Selalu Ingat Pesan Om Willy untuk Suarakan Rakyat

Namun, terjadi kericuhan di wilayah tersebut karena penggusuran Kampung Pulo, yang berbatasan Sungai Ciliwung dengan Bukit Duri. Karena itu, acara diundur sembilan hari kemudian.

Kendati tak tahu banyak tentang permasalahan yang terjadi, dia mengaku berkewajiban menguatkan kaum yang merasa termarginalkan. Itu salah satu pelajaran yang dia petik dari Rendra.

”Kata Om Willy, menyuarakan suara rakyat itu bisa dilakukan dalam media apa saja dari masing-masing pelaku seni,” ungkapnya.

Dulu, setiap bertemu dengan sang paman dalam acara keluarga, Juliet selalu ditarik dari kerumunan. Mereka berdua lalu bicara tentang seni sampai membahas filosofi seni Jawa.

Karena itu, berkunjung ke Indonesia selalu menyenangkan bagi penyuka tempe tersebut. Termasuk dalam kunjungan kali ini. Selain mengajarkan balet, dia bisa mengunjungi tempat orang utan di Sumatera dan beranjangsana ke keluarga besar sang ibunda di Jakarta.

Kesempatan mengajar di Ciliwung itu dia akui sebagai salah satu upaya balas budi terhadap orang-orang yang mendorongnya dalam seni peran.
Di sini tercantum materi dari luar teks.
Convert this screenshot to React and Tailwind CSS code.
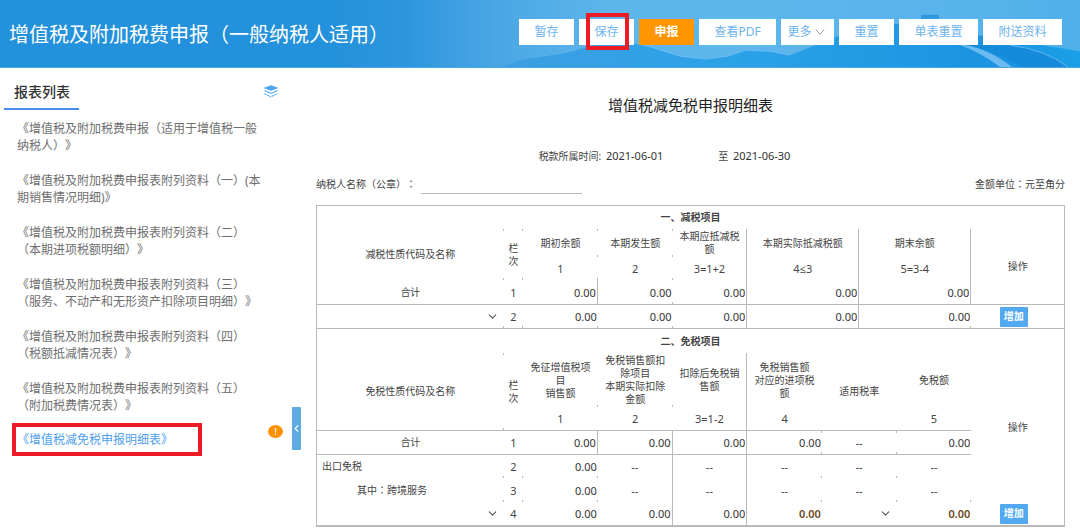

Terutama, tentu kedua orang tua.

Sejak kali pertama mencicipi balet pada umur lima tahun, Juliet merasa punya sesuatu yang spesial sehingga bisa belajar dengan cepat. Ketika dia memutuskan untuk bekarir sebagai seniman profesional, kembali sang paman yang paling girang.

Rendra, kenang dia, pernah bercerita bahwa nenek Juliet, Raden Ayu Catharina Ismadillah, adalah penari keraton. Meski sang nenek sudah meninggal saat dia masih kecil, sang paman terus mengingatkannya tentang almarhumah.

”Sampai-sampai Om Willy juga mengajari saya kebiasaan teknik meditasi sebelum pentas,” ujarnya.

Kendati sangat mengagumi sang paman, sampai menginjak usia remaja Juliet belum sepenuhnya mengerti akan bakat seni turunannya. Dia baru menyadarinya ketika memutuskan untuk belajar tari golek di Solo pada 2012.

Saat itulah pikirannya terbuka bahwa tari yang biasa ditampilkan almarhumah neneknya dengan tari balet yang dia tekuni sangat mirip. Keduanya sama-sama berasal dari budaya keluarga kerajaan. Dua-duanya juga ditampilkan untuk menunjukkan keanggunan dengan gerak-gerak tertentu.

Semua kenangan itu, semua pertautan emosionalnya dengan negeri asal sang ibunda, membuatnya bermimpi bisa menghabiskan masa tua di Indonesia. Dia mengaku sangat menyukai budaya Indonesia, terutama lingkungan tempat mendiang pamannya di Depok. ”Terutama tempenya. Saya bisa menghabiskan banyak tempe,” katanya, lantas terkekeh.